State officials select School of Public Health experts to guide biomonitoring program
September 12, 2007
With four environmental health experts recently appointed to a nine-person Scientific Guidance Panel, the UC Berkeley School of Public Health is poised to make a strong contribution to the California Environmental Contaminant Biomonitoring Program, which monitors the presence and concentration of designated chemicals in Californians.
Governor Arnold Schwarzenegger appointed Thomas McKone, adjunct professor of environmental health sciences, to the panel in late August. McKone’s research interests include risk assessment methods, health tracking, and environmental and occupational radioactivity. He has worked at the Lawrence Berkeley National Laboratory since 1996, where he currently holds the positions of acting department head and senior scientist. McKone is also working with the U.S. Environmental Protection Agency and the National Academy of Science to evaluate the health impacts of industrial releases into the air, water, and soil.
Schwarzenegger also appointed Asa Bradman, associate director for the Center for the Health Assessment of Mothers and Children of Salinas (CHAMACOS), to the panel last month. Bradman focuses on environmental exposures to pregnant women and young children. At CHAMACOS, he helps direct multiple biomonitoring and exposure studies investigating the relationship of environmental exposures and health in children living in the Salinas Valley, California. Bradman is also a member of the International Society for Exposure Analysis and the American Public Health Association. He serves on the Scientific Advisory Council for the National Center for Healthy Homes and the California Childcare Health Program Advisory Board.
On August 31, California Assembly Speaker Fabian Núñez (D-Los Angeles) announced the appointment of Michael Wilson, assistant research scientist at the Center for Occupational and Environmental Health, to the panel. Wilson researches and practices in the areas of chemicals policy and occupational health and safety. In his doctoral research, Wilson obtained the first worker exposure data to volatile organic compounds in the vehicle repair industry, which shed light on exposures related to the first-reported cases of hexane-induced peripheral neuropathy in this industry. His work illuminated larger policy challenges facing California and the United States regarding the design, use, and regulation of chemicals in processes and products.

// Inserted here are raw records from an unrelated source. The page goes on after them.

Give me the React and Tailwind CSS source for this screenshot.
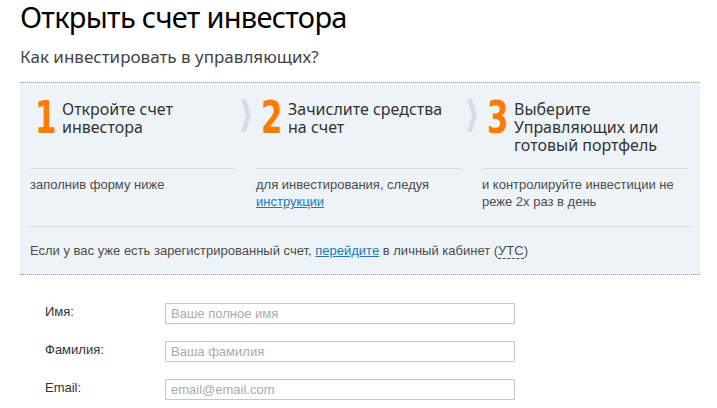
import React from 'react';

const steps = [
    { num: '1', title: ['Откройте счет', 'инвестора'], text: <>заполнив форму ниже</> },
    {
        num: '2',
        title: ['Зачислите средства', 'на счет'],
        text: (
            <>
                для инвестирования, следуя<br />
                <a href="#" className="text-[#1b78c5] underline">инструкции</a>
            </>
        ),
    },
    {
        num: '3',
        title: ['Выберите', 'Управляющих или', 'готовый портфель'],
        text: <>и контролируйте инвестиции не<br />реже 2х раз в день</>,
    },
];

const Chevron = () => (
    <div className="flex justify-center pt-[16px]">
        <svg width="10" height="33" viewBox="0 0 10 33">
            <polygon points="0,0 5,0 10,16.5 5,33 0,33 5,16.5" fill="#d6dce5" />
        </svg>
    </div>
);

const fields = [
    { label: 'Имя:', placeholder: 'Ваше полное имя' },
    { label: 'Фамилия:', placeholder: 'Ваша фамилия' },
    { label: 'Email:', placeholder: 'email@email.com' },
];

const App = () => {
    return (
        <div className="w-[717px] h-[408px] overflow-hidden bg-white px-[20px] font-['Liberation_Sans',Arial,sans-serif]">
            <h1 className="font-['Noto_Sans',sans-serif] text-[29px] leading-[34px] text-black tracking-[-0.7px]">
                Открыть счет инвестора
            </h1>
            <h2 className="mt-[12px] font-['Noto_Sans',sans-serif] text-[17px] leading-[22px] text-[#444]">
                Как инвестировать в управляющих?
            </h2>

            <div className="mt-[14px] w-[680px] bg-[#eef3f7] border-y border-dotted border-[#8d96a3] px-[10px]">
                <div className="grid grid-cols-[206px_20px_206px_20px_206px]">
                    {steps.map((s, i) => (
                        <React.Fragment key={s.num}>
                            {i > 0 && <Chevron />}
                            <div className="flex pt-[16px] pb-[14px] pl-[5px] border-b border-[#d6dde6]">
                                <span className="w-[27px] shrink-0 origin-left scale-x-[0.78] font-['DejaVu_Sans_Condensed','DejaVu_Sans',sans-serif] font-bold text-[44px] leading-[38px] text-[#ff7a00]">
                                    {s.num}
                                </span>
                                <div className="pt-[1px] font-['Noto_Sans',sans-serif] text-[16px] leading-[18px] text-[#333]">
                                    {s.title.map((t) => (
                                        <div key={t}>{t}</div>
                                    ))}
                                </div>
                            </div>
                        </React.Fragment>
                    ))}
                    {steps.map((s, i) => (
                        <React.Fragment key={'d' + s.num}>
                            {i > 0 && <div />}
                            <p className="pt-[7px] text-[13px] leading-[17px] text-[#4d4d4d] h-[57px]">{s.text}</p>
                        </React.Fragment>
                    ))}
                </div>
                <div className="border-t border-[#d6dde6] pt-[16px] pb-[16px] text-[13px] leading-[15px] text-[#4d4d4d]">
                    Если у вас уже есть зарегистрированный счет,{' '}
                    <a href="#" className="text-[#1b78c5] underline">перейдите</a> в личный кабинет (
                    <span className="border-b border-dashed border-[#4d4d4d]">УТС</span>)
                </div>
            </div>

            <form className="mt-[28px] flex flex-col gap-[17px]">
                {fields.map((f) => (
                    <div key={f.label} className="flex items-start">
                        <label className="w-[145px] pl-[25px] pt-[1px] text-[13px] leading-[16px] text-[#333]">{f.label}</label>
                        <input
                            placeholder={f.placeholder}
                            className="w-[350px] h-[21px] border border-[#c8c8c8] px-[5px] text-[13px] text-[#333] placeholder:text-[#aaa] outline-none"
                        />
                    </div>
                ))}
            </form>
        </div>
    );
};

export default App;
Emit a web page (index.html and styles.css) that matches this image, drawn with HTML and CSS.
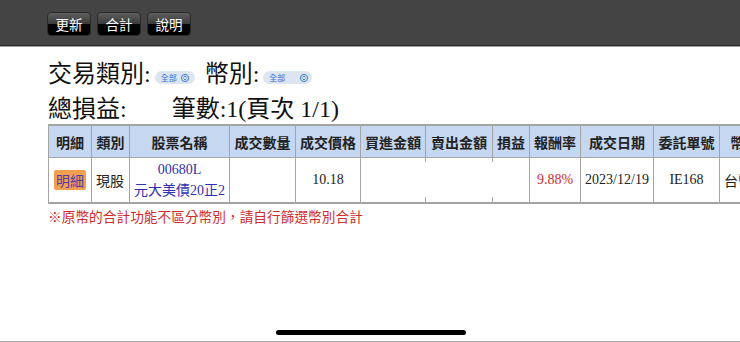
FILE: index.html
```html
<!DOCTYPE html>
<html lang="zh-Hant">
<head>
<meta charset="utf-8">
<title>交易明細</title>
<link rel="stylesheet" href="styles.css">
</head>
<body>
<div class="page">
  <header class="toolbar">
    <button class="tbtn">更新</button>
    <button class="tbtn">合計</button>
    <button class="tbtn">說明</button>
  </header>
  <main class="content">
    <div class="line">交易類別:<span class="sel sel1">全部<svg class="chev" viewBox="0 0 8 8"><circle cx="4" cy="4" r="3.6" fill="none"/><path d="M2.5 3.4 L4 2 L5.5 3.4 M2.5 4.6 L4 6 L5.5 4.6"/></svg></span><span class="lbl2">幣別:</span><span class="sel sel2">全部<svg class="chev" viewBox="0 0 8 8"><circle cx="4" cy="4" r="3.6" fill="none"/><path d="M2.5 3.4 L4 2 L5.5 3.4 M2.5 4.6 L4 6 L5.5 4.6"/></svg></span></div>
    <div class="line">總損益:<span class="count">筆數:1(頁次 1/1)</span></div>
    <div class="tablewrap">
      <table class="grid">
        <colgroup>
          <col class="w1"><col class="w2"><col class="w3"><col class="w4"><col class="w5"><col class="w6"><col class="w7"><col class="w8"><col class="w9"><col class="w10"><col class="w11"><col class="w12">
        </colgroup>
        <thead>
          <tr class="head">
            <th>明細</th><th>類別</th><th>股票名稱</th><th>成交數量</th><th>成交價格</th><th>買進金額</th><th>賣出金額</th><th>損益</th><th>報酬率</th><th>成交日期</th><th>委託單號</th><th>幣別</th>
          </tr>
        </thead>
        <tbody>
          <tr class="row">
            <td><span class="detail">明細</span></td>
            <td class="cjk">現股</td>
            <td class="stock">00680L<br>元大美債20正2</td>
            <td></td>
            <td>10.18</td>
            <td></td>
            <td class="masked"></td>
            <td class="masked"></td>
            <td class="red">9.88%</td>
            <td>2023/12/19</td>
            <td>IE168</td>
            <td class="cjk">台幣</td>
          </tr>
        </tbody>
      </table>
    </div>
    <p class="note">※原幣的合計功能不區分幣別，請自行篩選幣別合計</p>
  </main>
  <div class="homebar"></div>
  <div class="bottomline"></div>
</div>
</body>
</html>
```
FILE: styles.css
```css
html, body {
  margin: 0;
  padding: 0;
  background: #fff;
  overflow: hidden;
}
.page {
  width: 740px;
  height: 342px;
  overflow: hidden;
  font-family: "Liberation Serif", "Noto Sans CJK TC", serif;
  color: #111;
}
.toolbar {
  height: 33px;
  padding: 12px 0 0 47px;
  background: #444444;
  border-bottom: 1px solid #2e2e2e;
  box-shadow: 0 1px 0 #9c9c9c;
  display: flex;
  gap: 6px;
}
.tbtn {
  width: 44px;
  height: 24px;
  padding: 0;
  border: 1px solid #2a2a2a;
  border-radius: 4px;
  background: linear-gradient(#5e5e5e 0%, #3c3c3c 48%, #050505 52%, #000 100%);
  color: #fff;
  font-family: "Noto Sans CJK TC", sans-serif;
  font-size: 13.5px;
  line-height: 22px;
}
.content {
  padding: 8px 0 0 48px;
}
.line {
  font-size: 24px;
  white-space: nowrap;
}
.sel {
  display: inline-flex;
  align-items: center;
  height: 13px;
  padding: 0 4px 0 6px;
  margin-left: 4px;
  border-radius: 7px;
  background: #dde5f1;
  color: #2f6fd8;
  font-family: "Noto Sans CJK TC", sans-serif;
  font-size: 8px;
  vertical-align: 1px;
  box-sizing: border-box;
}
.sel1 { width: 40px; }
.sel2 { width: 49px; justify-content: space-between; }
.chev {
  width: 8px;
  height: 8px;
  margin-left: 4px;
  stroke: #2f6fd8;
  stroke-width: 0.9;
  fill: none;
}
.lbl2 { margin-left: 10px; }
.count { margin-left: 45px; }
.tablewrap {
  width: 692px;
  overflow: hidden;
}
.grid {
  border-collapse: collapse;
  table-layout: fixed;
  width: 722px;
  border: 2px solid #a4a4a4;
  border-left-width: 1px;
}
.w1 { width: 43px; }
.w2 { width: 38px; }
.w3 { width: 100px; }
.w4 { width: 66px; }
.w5 { width: 65px; }
.w6 { width: 65px; }
.w7 { width: 67px; }
.w8 { width: 37px; }
.w9 { width: 51px; }
.w10 { width: 73px; }
.w11 { width: 66px; }
.w12 { width: 50px; }
.grid th, .grid td {
  border: 1px solid #a4a4a4;
  padding: 0;
  text-align: center;
  white-space: nowrap;
  overflow: hidden;
}
.head th {
  height: 31px;
  background: #c6d8f1;
  font-family: "Noto Sans CJK TC", sans-serif;
  font-size: 14px;
  font-weight: bold;
  color: #222;
}
.row td {
  height: 44px;
  font-size: 14px;
  line-height: 20px;
  color: #222;
}
.row td.cjk {
  font-family: "Noto Sans CJK TC", sans-serif;
  text-align: left;
  padding-left: 4px;
}
.row td.stock {
  color: #2f2fb4;
  line-height: 21px;
}
.row td.red { color: #cc2e2e; }
.row td.masked {
  position: relative;
  overflow: visible;
}
.masked::before {
  content: "";
  position: absolute;
  left: -2px;
  top: 4px;
  bottom: 5px;
  width: 3px;
  background: #fff;
}
.detail {
  display: inline-block;
  width: 32px;
  height: 20px;
  line-height: 20px;
  background: #f0a050;
  color: #4e3aa8;
  font-family: "Noto Sans CJK TC", sans-serif;
  font-size: 14px;
  border-radius: 2px;
  vertical-align: middle;
}
.note {
  margin: 2px 0 0;
  color: #d02c2c;
  font-family: "Noto Sans CJK TC", sans-serif;
  font-size: 13.7px;
  white-space: nowrap;
}
.homebar {
  position: fixed;
  left: 276px;
  top: 330px;
  width: 190px;
  height: 5px;
  border-radius: 3px;
  background: #000;
}
.bottomline {
  position: fixed;
  left: 0;
  right: 0;
  top: 341px;
  height: 1px;
  background: #a8a8a8;
}
```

Richard Jackson, adjunct professor of environmental health sciences and health policy & management, was appointed to the Scientific Guidance Panel by California State Senate President Pro Tem Don Perata (D-Oakland) in early July. Jackson’s research interests include health policy as it is shaped by housing, transportation, agricultural, environmental, and economic policy and specific effects of toxic chemicals on health, especially that of children. Jackson, a pediatrician, is on the board of directors of the American Institute of Architects. He also recently became the academic lead for the School of Public Health’s Dr.P.H. Program.
The Scientific Guidance Panel assists the Department of Health Services and California Environmental Protections Agency by providing scientific peer reviews and making recommendations regarding the design and implementation of the biomonitoring program that will provide data to help scientists, researchers, public health personnel, and community members explore linkages between chemical exposures and health. The recently created California program is the first of its kind in the nation.